Aim ->
All of the material should be reproduced exactly, with pictures left out.

++++ Data block ++++

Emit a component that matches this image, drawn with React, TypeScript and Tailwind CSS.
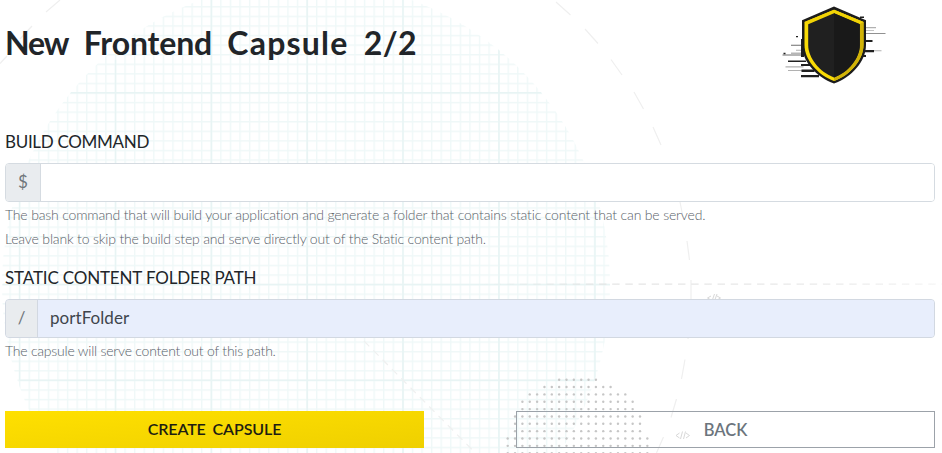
const circleDashes = [
  [60, 0, 46, 12], [32, 26, 20, 39], [7, 56, 0, 63.5],
  [556, 2, 570.5, 15], [585, 29, 598, 43.5], [611, 59.5, 622, 75], [634, 92, 643.5, 109],
  [653, 127, 661, 145], [680, 202, 683, 217], [687, 241, 689.5, 260], [691, 280, 691, 299],
  [689.5, 320, 688, 339], [685, 359.5, 681.5, 379], [676.5, 399, 671, 417.5], [663.5, 437, 656.5, 453],
];

function Backdrop() {
  const dots = [];
  for (let r = 0; r < 11; r++) {
    for (let c = 0; c < 20; c++) {
      const x = 507.7 + c * 7.35;
      const y = 379.7 + r * 7.35;
      if (Math.hypot(x - 577.5, y - 447) < 71.5) dots.push(<circle key={`${r}-${c}`} cx={x} cy={y} r={1.2} />);
    }
  }
  return (
    <svg className="absolute inset-0 -z-10" width="942" height="453" viewBox="0 0 942 453" fill="none">
      <defs>
        <pattern id="minor" x="19" y="92.3" width="9.58" height="9.58" patternUnits="userSpaceOnUse">
          <path d="M0 .7H9.58M.7 0V9.58" stroke="#eff8f8" strokeWidth="1.4" />
        </pattern>
        <clipPath id="disc"><circle cx="306" cy="285" r="304" /></clipPath>
        <linearGradient id="fade" gradientUnits="userSpaceOnUse" x1="480" y1="0" x2="942" y2="0">
          <stop offset="0" stopColor="#dedede" stopOpacity="0" />
          <stop offset=".3" stopColor="#e4e4e4" />
          <stop offset=".65" stopColor="#e8e8e8" />
          <stop offset="1" stopColor="#dedede" stopOpacity=".3" />
        </linearGradient>
      </defs>
      <g clipPath="url(#disc)">
        <rect width="942" height="453" fill="url(#minor)" />
        <path d="M19.5 189V380.5M115.5 60V453M211.4 0V453M307.2 0V453M403 0V453M499 49V453M595 200V380M70 92.8H542M16 188.7H596M3 284.5H610M20 380.3H596" stroke="#e8f4f4" strokeWidth="1.5" />
      </g>
      <g stroke="#efefef" strokeWidth="1.2">
        {circleDashes.map(([a, b, c, d]) => <line key={`${a}-${b}`} x1={a} y1={b} x2={c} y2={d} />)}
      </g>
      <path d="M480.5 284.1H942.1" stroke="url(#fade)" strokeWidth="1.4" strokeDasharray="7.4 5.77" />
      <path d="M364 341L474 451.5" stroke="#eff0f0" strokeWidth="1.2" strokeDasharray="7.5 5.7" />
      <g fill="#c6c6c6">{dots}</g>
      <g stroke="#d8d8d8" strokeWidth="1">
        <path d="M711 296l-3.5 2 3.5 2M717 296l3.5 2-3.5 2M714.5 294l-2.5 7M717 294l-2.5 7" />
        <path d="M679.5 433l-3.500 2.500 3.500 2.500M686 433l3.500 2.500-3.500 2.500M682.500 431.500l-2 7.500M685.500 431.500l-2 7.500" />
      </g>
    </svg>
  );
}

function Shield() {
  return (
    <svg className="mt-[3px] ml-auto mr-[45px] shrink-0" width="110" height="84" viewBox="780 3 110 84" fill="none">
      <g fill="#202020">
        <path d="M801 64h12v2h-12zM788 60.500h18v1.500h-18zM801.500 69.500h13v2.500h-13zM801 75h18v2.200h-18zM860 16.500h4v1.500h-4zM864 40h8.500v2h-8.500zM864 50h10v2.300h-10zM860 55h6v2h-6zM796 36h2v1.200h-2zM783.500 52.800h2v1.400h-2zM801 39h3v18h-3z" />
        <path d="M866 33h19.500v.8h-19.500zM791 44.800h12v.9h-12zM782.500 54.500h21v1h-21zM791 52.700h12v.8h-12z" opacity=".65" />
        <path d="M866 27h10v1.300h-10zM866 30h8v.8h-8zM866 50.300h15.500v.9h-15.500zM796 49.800h7v1h-7zM785.500 66.200h18v1.200h-18zM788 70h14v1h-14z" opacity=".35" />
      </g>
      <path d="M834 6.500L866 20.300V45C866 61 852 77 834 83.500C816 77 802 61 802 45V20.300Z" fill="#1c1c1c" />
      <path d="M834 9.800L863.500 22V45C863.500 59.500 850.500 75 834 81C817.500 75 804.500 59.500 804.500 45V22Z" fill="#f9db06" />
      <path d="M834 9.800L863.500 22V45C863.500 59.500 850.500 75 834 81Z" fill="#d1b308" />
      <path d="M834 9.800L863.500 22L860 24L834 13.200L808 24L804.500 22Z" fill="#f1d306" />
      <path d="M834 13.200L859.800 24.300V45C859.800 58 848.500 72 834 77.500C819.500 72 808.200 58 808.200 45V24.300Z" fill="#202020" />
      <path d="M834 13.200L859.800 24.300V45C859.800 58 848.500 72 834 77.500Z" fill="#191919" />
    </svg>
  );
}

export default function App() {
  return (
    <main className="relative isolate h-[453px] w-[942px] overflow-hidden bg-white pr-[7px] pl-[5px] font-['Lato',sans-serif] text-[#212529]">
      <Backdrop />
      <header className="flex h-[130px] items-start">
        <h1 className="mt-[23px] text-[32px] leading-10 font-bold whitespace-nowrap [word-spacing:7.5px]">
          <span className="tracking-[-1.1px]">New</span> <span className="tracking-[-0.15px]">Frontend</span> <span className="tracking-[1.2px]">Capsule</span> <span className="tracking-[0.4px]">2/2</span>
        </h1>
        <Shield />
      </header>
      <section>
        <label htmlFor="build" className="block h-[33px] text-[17px] leading-[23px] tracking-[-0.3px] whitespace-nowrap">BUILD COMMAND</label>
        <div className="flex h-[39px] overflow-hidden rounded border border-[#d5dbe1] bg-white">
          <span className="flex w-[35px] items-center justify-center border-r border-[#d5dbe1] bg-[#e9ecef] pb-[2px] text-[17px] text-[#70767b]">$</span>
          <input id="build" className="min-w-0 flex-1 bg-white px-3 outline-none" />
        </div>
        <div className="mt-px text-[14px] leading-[23.5px] font-light tracking-[-0.165px] text-[#596169]">
          <p className="whitespace-nowrap">The bash command that will build your application and generate a folder that contains static content that can be served.</p>
          <p className="whitespace-nowrap">Leave blank to skip the build step and serve directly out of the Static content path.</p>
        </div>
      </section>
      <section className="mt-4">
        <label htmlFor="folder" className="block h-[33px] text-[17px] leading-[23px] tracking-[-0.16px] whitespace-nowrap">STATIC CONTENT FOLDER PATH</label>
        <div className="flex h-[39px] overflow-hidden rounded border border-[#d2d8e1] bg-[#e8eefc]">
          <span className="flex w-[32px] items-center justify-center border-r border-[#d2d8e1] bg-[#e9ecef] pb-[2px] text-[17px] text-[#70767b]">/</span>
          <input id="folder" defaultValue="portFolder" className="min-w-0 flex-1 bg-[#e8eefc] px-3 pb-[2px] text-[17px] tracking-[0.05px] text-[#40454c] outline-none" />
        </div>
        <p className="mt-px text-[14px] leading-[23.5px] font-light tracking-[-0.22px] text-[#596169]">The capsule will serve content out of this path.</p>
      </section>
      <div className="mt-[48px] flex justify-between">
        <button className="h-[37px] w-[419px] bg-gradient-to-br from-[#ffe000] to-[#efd000] text-[16px] font-semibold tracking-[-0.1px] text-[#1d1d12] [word-spacing:3px]">CREATE CAPSULE</button>
        <button className="h-[37px] w-[419px] border border-[#9ca2a9] pt-[2px] text-[16.500px] font-semibold text-[#6c757d]">BACK</button>
      </div>
    </main>
  );
}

++++

Written response ->
Emit a component that matches this image, drawn with React, TypeScript and Tailwind CSS.
const circleDashes = [
  [60, 0, 46, 12], [32, 26, 20, 39], [7, 56, 0, 63.5],
  [556, 2, 570.5, 15], [585, 29, 598, 43.5], [611, 59.5, 622, 75], [634, 92, 643.5, 109],
  [653, 127, 661, 145], [680, 202, 683, 217], [687, 241, 689.5, 260], [691, 280, 691, 299],
  [689.5, 320, 688, 339], [685, 359.5, 681.5, 379], [676.5, 399, 671, 417.5], [663.5, 437, 656.5, 453],
];

function Backdrop() {
  const dots = [];
  for (let r = 0; r < 11; r++) {
    for (let c = 0; c < 20; c++) {
      const x = 507.7 + c * 7.35;
      const y = 379.7 + r * 7.35;
      if (Math.hypot(x - 577.5, y - 447) < 71.5) dots.push(<circle key={`${r}-${c}`} cx={x} cy={y} r={1.2} />);
    }
  }
  return (
    <svg className="absolute inset-0 -z-10" width="942" height="453" viewBox="0 0 942 453" fill="none">
      <defs>
        <pattern id="minor" x="19" y="92.3" width="9.58" height="9.58" patternUnits="userSpaceOnUse">
          <path d="M0 .7H9.58M.7 0V9.58" stroke="#eff8f8" strokeWidth="1.4" />
        </pattern>
        <clipPath id="disc"><circle cx="306" cy="285" r="304" /></clipPath>
        <linearGradient id="fade" gradientUnits="userSpaceOnUse" x1="480" y1="0" x2="942" y2="0">
          <stop offset="0" stopColor="#dedede" stopOpacity="0" />
          <stop offset=".3" stopColor="#e4e4e4" />
          <stop offset=".65" stopColor="#e8e8e8" />
          <stop offset="1" stopColor="#dedede" stopOpacity=".3" />
        </linearGradient>
      </defs>
      <g clipPath="url(#disc)">
        <rect width="942" height="453" fill="url(#minor)" />
        <path d="M19.5 189V380.5M115.5 60V453M211.4 0V453M307.2 0V453M403 0V453M499 49V453M595 200V380M70 92.8H542M16 188.7H596M3 284.5H610M20 380.3H596" stroke="#e8f4f4" strokeWidth="1.5" />
      </g>
      <g stroke="#efefef" strokeWidth="1.2">
        {circleDashes.map(([a, b, c, d]) => <line key={`${a}-${b}`} x1={a} y1={b} x2={c} y2={d} />)}
      </g>
      <path d="M480.5 284.1H942.1" stroke="url(#fade)" strokeWidth="1.4" strokeDasharray="7.4 5.77" />
      <path d="M364 341L474 451.5" stroke="#eff0f0" strokeWidth="1.2" strokeDasharray="7.5 5.7" />
      <g fill="#c6c6c6">{dots}</g>
      <g stroke="#d8d8d8" strokeWidth="1">
        <path d="M711 296l-3.5 2 3.5 2M717 296l3.5 2-3.5 2M714.5 294l-2.5 7M717 294l-2.5 7" />
        <path d="M679.5 433l-3.500 2.500 3.500 2.500M686 433l3.500 2.500-3.500 2.500M682.500 431.500l-2 7.500M685.500 431.500l-2 7.500" />
      </g>
    </svg>
  );
}

function Shield() {
  return (
    <svg className="mt-[3px] ml-auto mr-[45px] shrink-0" width="110" height="84" viewBox="780 3 110 84" fill="none">
      <g fill="#202020">
        <path d="M801 64h12v2h-12zM788 60.500h18v1.500h-18zM801.500 69.500h13v2.500h-13zM801 75h18v2.200h-18zM860 16.500h4v1.500h-4zM864 40h8.500v2h-8.500zM864 50h10v2.300h-10zM860 55h6v2h-6zM796 36h2v1.200h-2zM783.500 52.800h2v1.400h-2zM801 39h3v18h-3z" />
        <path d="M866 33h19.500v.8h-19.500zM791 44.800h12v.9h-12zM782.500 54.500h21v1h-21zM791 52.700h12v.8h-12z" opacity=".65" />
        <path d="M866 27h10v1.300h-10zM866 30h8v.8h-8zM866 50.300h15.500v.9h-15.500zM796 49.800h7v1h-7zM785.500 66.200h18v1.200h-18zM788 70h14v1h-14z" opacity=".35" />
      </g>
      <path d="M834 6.500L866 20.300V45C866 61 852 77 834 83.500C816 77 802 61 802 45V20.300Z" fill="#1c1c1c" />
      <path d="M834 9.800L863.500 22V45C863.500 59.500 850.500 75 834 81C817.500 75 804.500 59.500 804.500 45V22Z" fill="#f9db06" />
      <path d="M834 9.800L863.500 22V45C863.500 59.500 850.500 75 834 81Z" fill="#d1b308" />
      <path d="M834 9.800L863.500 22L860 24L834 13.200L808 24L804.500 22Z" fill="#f1d306" />
      <path d="M834 13.200L859.800 24.300V45C859.800 58 848.500 72 834 77.500C819.500 72 808.200 58 808.200 45V24.300Z" fill="#202020" />
      <path d="M834 13.200L859.800 24.300V45C859.800 58 848.500 72 834 77.500Z" fill="#191919" />
    </svg>
  );
}

export default function App() {
  return (
    <main className="relative isolate h-[453px] w-[942px] overflow-hidden bg-white pr-[7px] pl-[5px] font-['Lato',sans-serif] text-[#212529]">
      <Backdrop />
      <header className="flex h-[130px] items-start">
        <h1 className="mt-[23px] text-[32px] leading-10 font-bold whitespace-nowrap [word-spacing:7.5px]">
          <span className="tracking-[-1.1px]">New</span> <span className="tracking-[-0.15px]">Frontend</span> <span className="tracking-[1.2px]">Capsule</span> <span className="tracking-[0.4px]">2/2</span>
        </h1>
        <Shield />
      </header>
      <section>
        <label htmlFor="build" className="block h-[33px] text-[17px] leading-[23px] tracking-[-0.3px] whitespace-nowrap">BUILD COMMAND</label>
        <div className="flex h-[39px] overflow-hidden rounded border border-[#d5dbe1] bg-white">
          <span className="flex w-[35px] items-center justify-center border-r border-[#d5dbe1] bg-[#e9ecef] pb-[2px] text-[17px] text-[#70767b]">$</span>
          <input id="build" className="min-w-0 flex-1 bg-white px-3 outline-none" />
        </div>
        <div className="mt-px text-[14px] leading-[23.5px] font-light tracking-[-0.165px] text-[#596169]">
          <p className="whitespace-nowrap">The bash command that will build your application and generate a folder that contains static content that can be served.</p>
          <p className="whitespace-nowrap">Leave blank to skip the build step and serve directly out of the Static content path.</p>
        </div>
      </section>
      <section className="mt-4">
        <label htmlFor="folder" className="block h-[33px] text-[17px] leading-[23px] tracking-[-0.16px] whitespace-nowrap">STATIC CONTENT FOLDER PATH</label>
        <div className="flex h-[39px] overflow-hidden rounded border border-[#d2d8e1] bg-[#e8eefc]">
          <span className="flex w-[32px] items-center justify-center border-r border-[#d2d8e1] bg-[#e9ecef] pb-[2px] text-[17px] text-[#70767b]">/</span>
          <input id="folder" defaultValue="portFolder" className="min-w-0 flex-1 bg-[#e8eefc] px-3 pb-[2px] text-[17px] tracking-[0.05px] text-[#40454c] outline-none" />
        </div>
        <p className="mt-px text-[14px] leading-[23.5px] font-light tracking-[-0.22px] text-[#596169]">The capsule will serve content out of this path.</p>
      </section>
      <div className="mt-[48px] flex justify-between">
        <button className="h-[37px] w-[419px] bg-gradient-to-br from-[#ffe000] to-[#efd000] text-[16px] font-semibold tracking-[-0.1px] text-[#1d1d12] [word-spacing:3px]">CREATE CAPSULE</button>
        <button className="h-[37px] w-[419px] border border-[#9ca2a9] pt-[2px] text-[16.500px] font-semibold text-[#6c757d]">BACK</button>
      </div>
    </main>
  );
}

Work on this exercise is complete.